Texaco Press Release - Texaco and Aera Finalize Trade of Selected California Upstream Assets
FOR IMMEDIATE RELEASE: FRIDAY, MARCH 5, 1999.
BAKERSFIELD, Calif., March 5 -- Texaco and Aera Energy LLC (Aera) today announced the closing of an agreement to trade selected producing assets located in California's San Joaquin Valley. Under terms of the agreement, Texaco will exchange its interests in the Belridge, Lost Hills and Coalinga Fields for Aera's interest in the Kern River Field. Terms of the trade are confidential.
"This exchange of assets is a positive move for both Texaco and Aera," said Steve Hadden, Vice President for Texaco Exploration and Production Inc. "This allows us to strengthen our position as the major producer in the Kern River field and enhance the efficiency of our operations."

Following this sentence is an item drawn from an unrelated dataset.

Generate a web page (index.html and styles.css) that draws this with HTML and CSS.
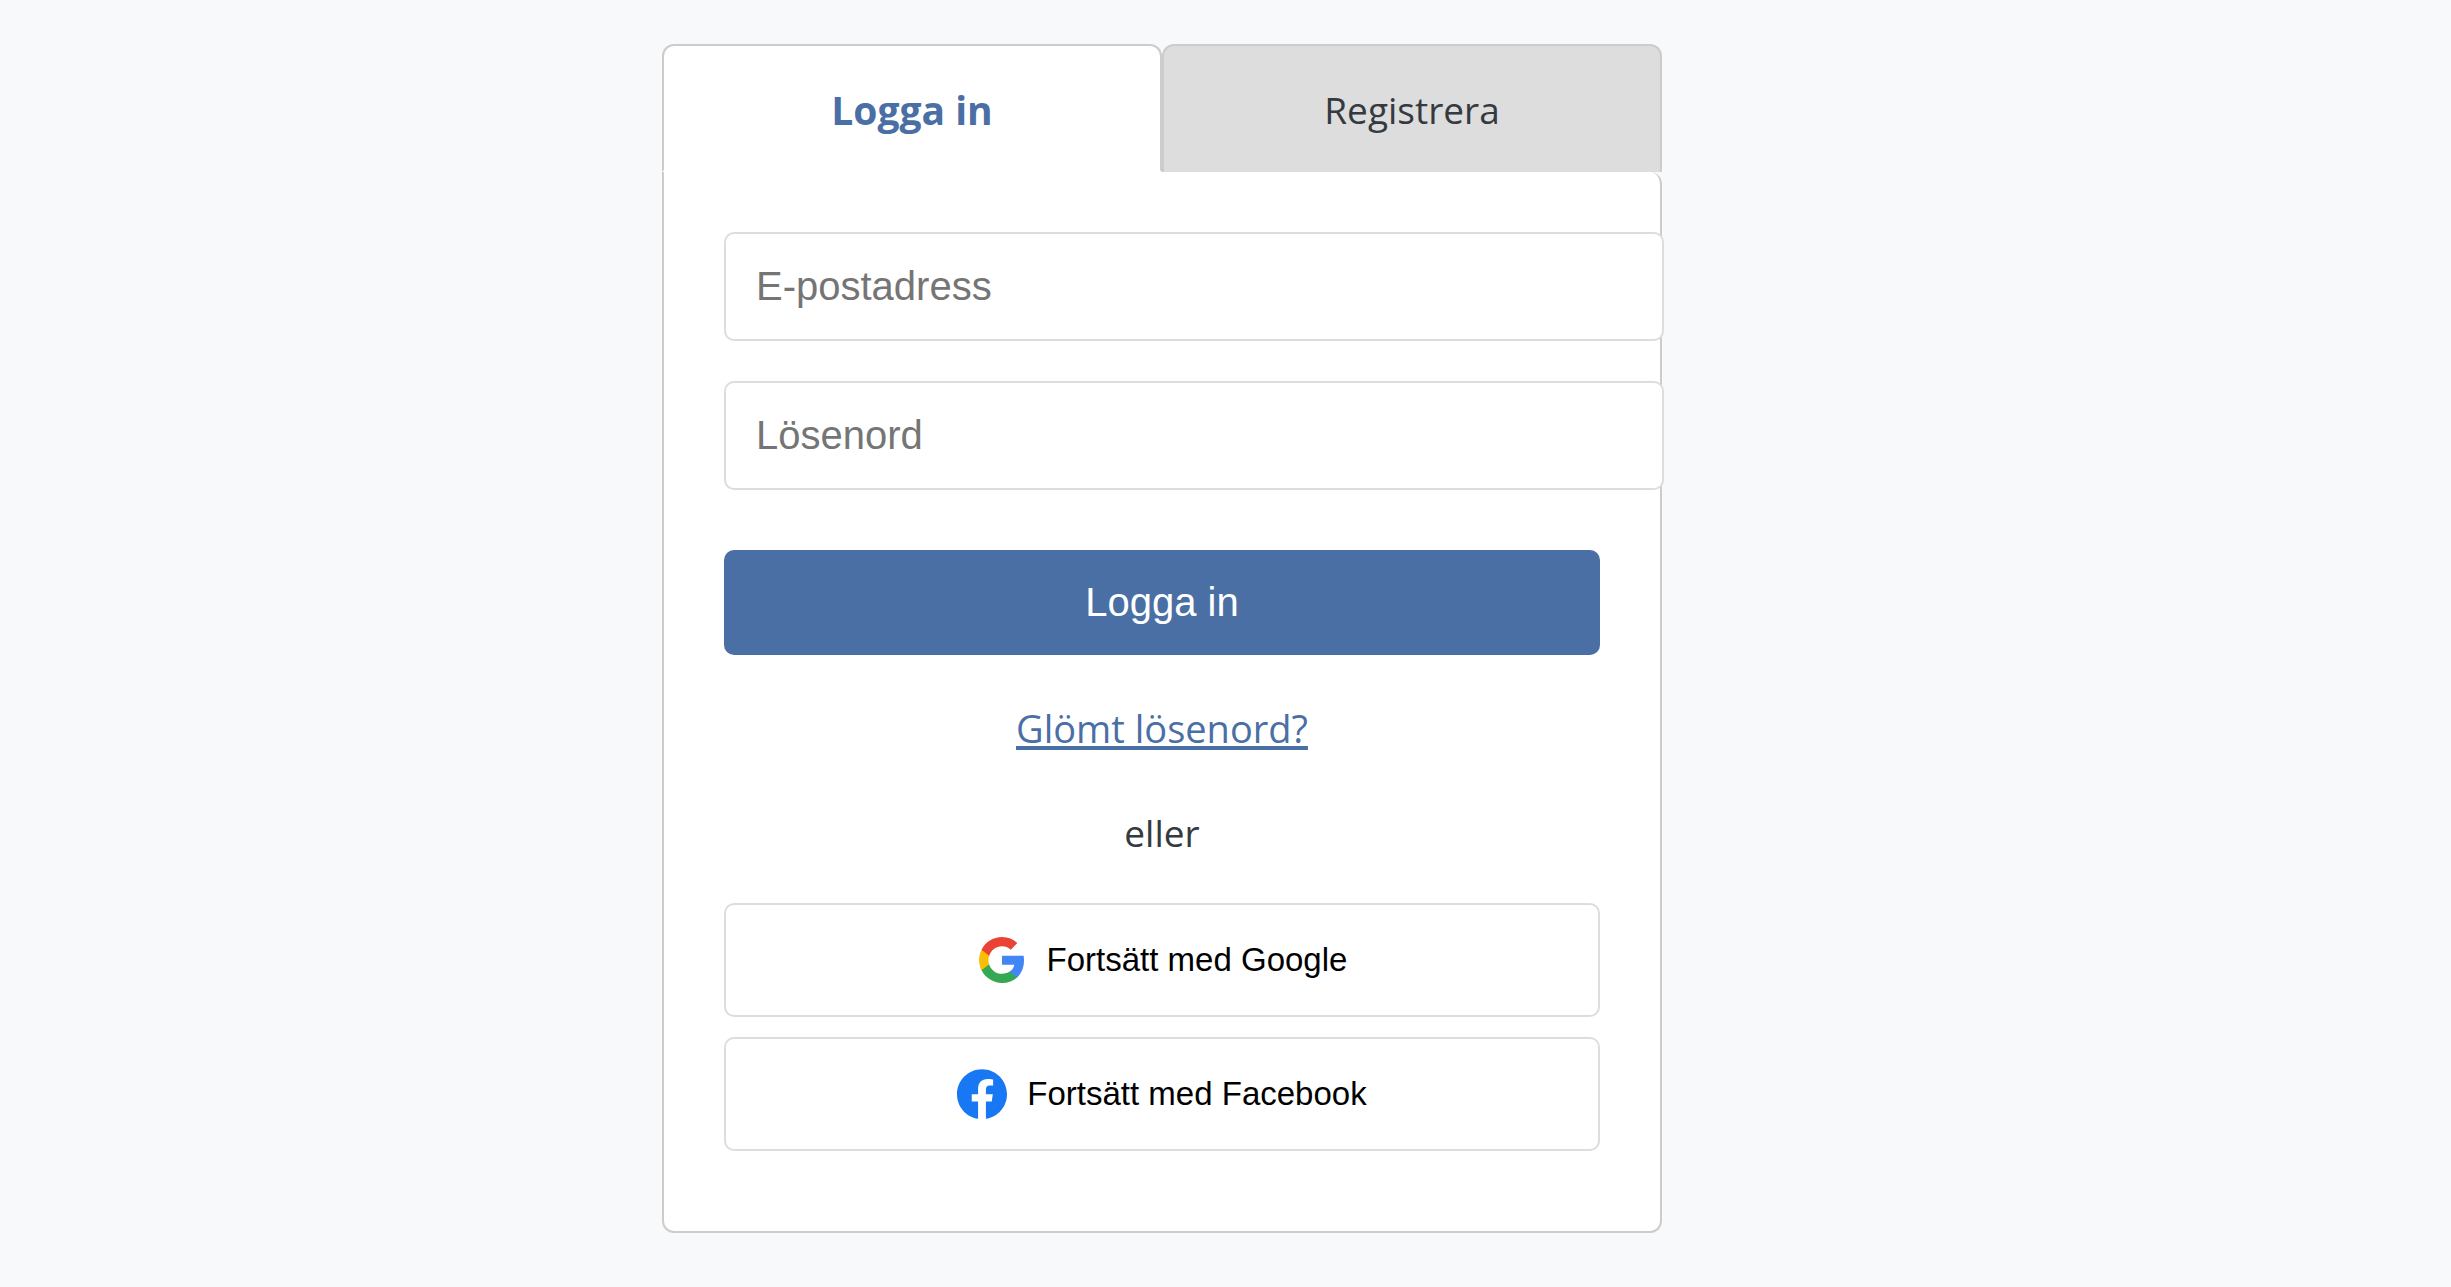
FILE: index.html
```
<!DOCTYPE html>
<html lang="sv">
<head>
  <meta charset="utf-8">
  <meta name="viewport" content="width=device-width, initial-scale=1">
  <title>Logga in</title>
  <link rel="stylesheet" href="styles.css">
</head>
<body>
  <main class="page">
    <section class="auth">
      <div class="tabs" role="tablist">
        <button class="tab tab-active" type="button" role="tab" id="tab-login" aria-selected="true" aria-controls="login-panel">Logga in</button>
        <button class="tab" type="button" role="tab" aria-selected="false">Registrera</button>
      </div>
      <div class="panel" id="login-panel" role="tabpanel" aria-labelledby="tab-login">
        <form class="form">
          <input class="field" type="email" aria-label="E-postadress" placeholder="E-postadress">
          <input class="field" type="password" aria-label="Lösenord" placeholder="Lösenord">
          <button class="submit" type="submit">Logga in</button>
        </form>
        <p class="note"><a class="link" href="#">Glömt lösenord?</a></p>
        <p class="note">eller</p>
        <div class="providers">
          <button class="provider" type="button">
            <svg class="provider-icon" viewBox="0 0 24 24" aria-hidden="true">
              <path fill="#4285f4" d="M22.56 12.25c0-.78-.07-1.53-.2-2.25H12v4.26h5.92c-.26 1.37-1.04 2.53-2.21 3.31v2.77h3.57c2.08-1.92 3.28-4.74 3.28-8.09z"/>
              <path fill="#34a853" d="M12 23c2.97 0 5.46-.98 7.28-2.66l-3.57-2.77c-.98.66-2.23 1.06-3.71 1.06-2.86 0-5.29-1.93-6.16-4.53H2.18v2.84C3.99 20.53 7.7 23 12 23z"/>
              <path fill="#fbbc05" d="M5.84 14.09c-.22-.66-.35-1.36-.35-2.09s.13-1.43.35-2.09V7.07H2.18C1.43 8.55 1 10.22 1 12s.43 3.45 1.18 4.93l3.66-2.84z"/>
              <path fill="#ea4335" d="M12 5.38c1.62 0 3.06.56 4.21 1.64l3.15-3.15C17.45 2.09 14.97 1 12 1 7.7 1 3.99 3.47 2.18 7.07l3.66 2.84c.87-2.6 3.3-4.53 6.16-4.53z"/>
            </svg>
            Fortsätt med Google
          </button>
          <button class="provider" type="button">
            <svg class="provider-icon" viewBox="0 0 24 24" aria-hidden="true">
              <path fill="#1877f2" d="M24 12.073c0-6.627-5.373-12-12-12s-12 5.373-12 12c0 5.99 4.388 10.954 10.125 11.854v-8.385H7.078v-3.47h3.047V9.43c0-3.007 1.792-4.669 4.533-4.669 1.312 0 2.686.235 2.686.235v2.953H15.83c-1.491 0-1.956.925-1.956 1.874v2.25h3.328l-.532 3.47h-2.796v8.385C19.612 23.027 24 18.062 24 12.073z"/>
            </svg>
            Fortsätt med Facebook
          </button>
        </div>
      </div>
    </section>
  </main>
</body>
</html>
```
FILE: styles.css
```
body {
  margin: 0;
  background: #f8f9fb;
  color: #343a40;
  font-family: "Segoe UI", "Open Sans", sans-serif;
  font-size: 37px;
  line-height: 64px;
}

.page {
  display: flex;
  justify-content: center;
  padding: 44px 127px 54px 0;
}

.auth {
  width: 100%;
  max-width: 1000px;
}

.tabs {
  display: grid;
  grid-template-columns: 1fr 1fr;
}

.tab {
  padding: 32px 30px 30px;
  border: 2px solid #ccc;
  border-bottom: none;
  border-radius: 12px 12px 0 0;
  background: #ddd;
  color: inherit;
  font: inherit;
  cursor: pointer;
}

.tab-active {
  padding-bottom: 28px;
  border-bottom: 2px solid #fff;
  background: #fff;
  color: #4a6fa5;
  font-size: 39px;
  font-weight: 700;
}

.panel {
  padding: 60px;
  border: 2px solid #ccc;
  border-top: none;
  border-radius: 0 12px 12px 12px;
  background: #fff;
}

.form {
  margin-bottom: 41px;
}

.field {
  display: block;
  width: 100%;
  margin-bottom: 40px;
  padding: 30px;
  border: 2px solid #ddd;
  border-radius: 10px;
  background: #fff;
  font: 40px/45px Arial, "Liberation Sans", sans-serif;
}

.field::placeholder {
  color: #757575;
}

.submit {
  width: 100%;
  margin-top: 20px;
  padding: 30px;
  border: none;
  border-radius: 10px;
  background: #4a6fa5;
  color: #fff;
  font: 40px/45px Arial, "Liberation Sans", sans-serif;
  cursor: pointer;
}

.note {
  margin: 0;
  text-align: center;
}

.note + .note {
  margin: 40px 0 38px;
}

.link {
  color: #4a6fa5;
  font-size: 38px;
  text-decoration-thickness: 4px;
  text-underline-offset: 3px;
  text-decoration-skip-ink: none;
}

.providers {
  display: grid;
  gap: 20px;
  padding-bottom: 20px;
}

.provider {
  display: flex;
  align-items: center;
  justify-content: center;
  gap: 20px;
  padding: 30px;
  border: 2px solid #ddd;
  border-radius: 10px;
  background: #fff;
  color: #000;
  font: 33px/40px Arial, "Liberation Sans", sans-serif;
  cursor: pointer;
}

.provider-icon {
  width: 50px;
  height: 50px;
}
```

"The trade makes good sense for both companies," said E.J.(Gene) Voiland, Aera President & Chief Executive Officer. "This transaction allows us to improve overall operational efficiencies by adding assets in fields where we have a significant presence and trading out of a field where we are not a major producer."
Texaco is a leader in the California heavy crude oil production market through its enhanced oil recovery operations and the use of state-of-the-art computer technology. Texaco's California producing assets are located primarily in the Kern County area, with additional assets located in Monterey County and other portions of the San Joaquin Valley.
Aera Energy LLC is California's largest producer of oil and gas. Company headquarters are in Bakersfield and most of its production is centered in Kern County and the San Joaquin Valley. Aera also has oilfield operations in the Los Angeles Basin and in Monterey and Ventura counties.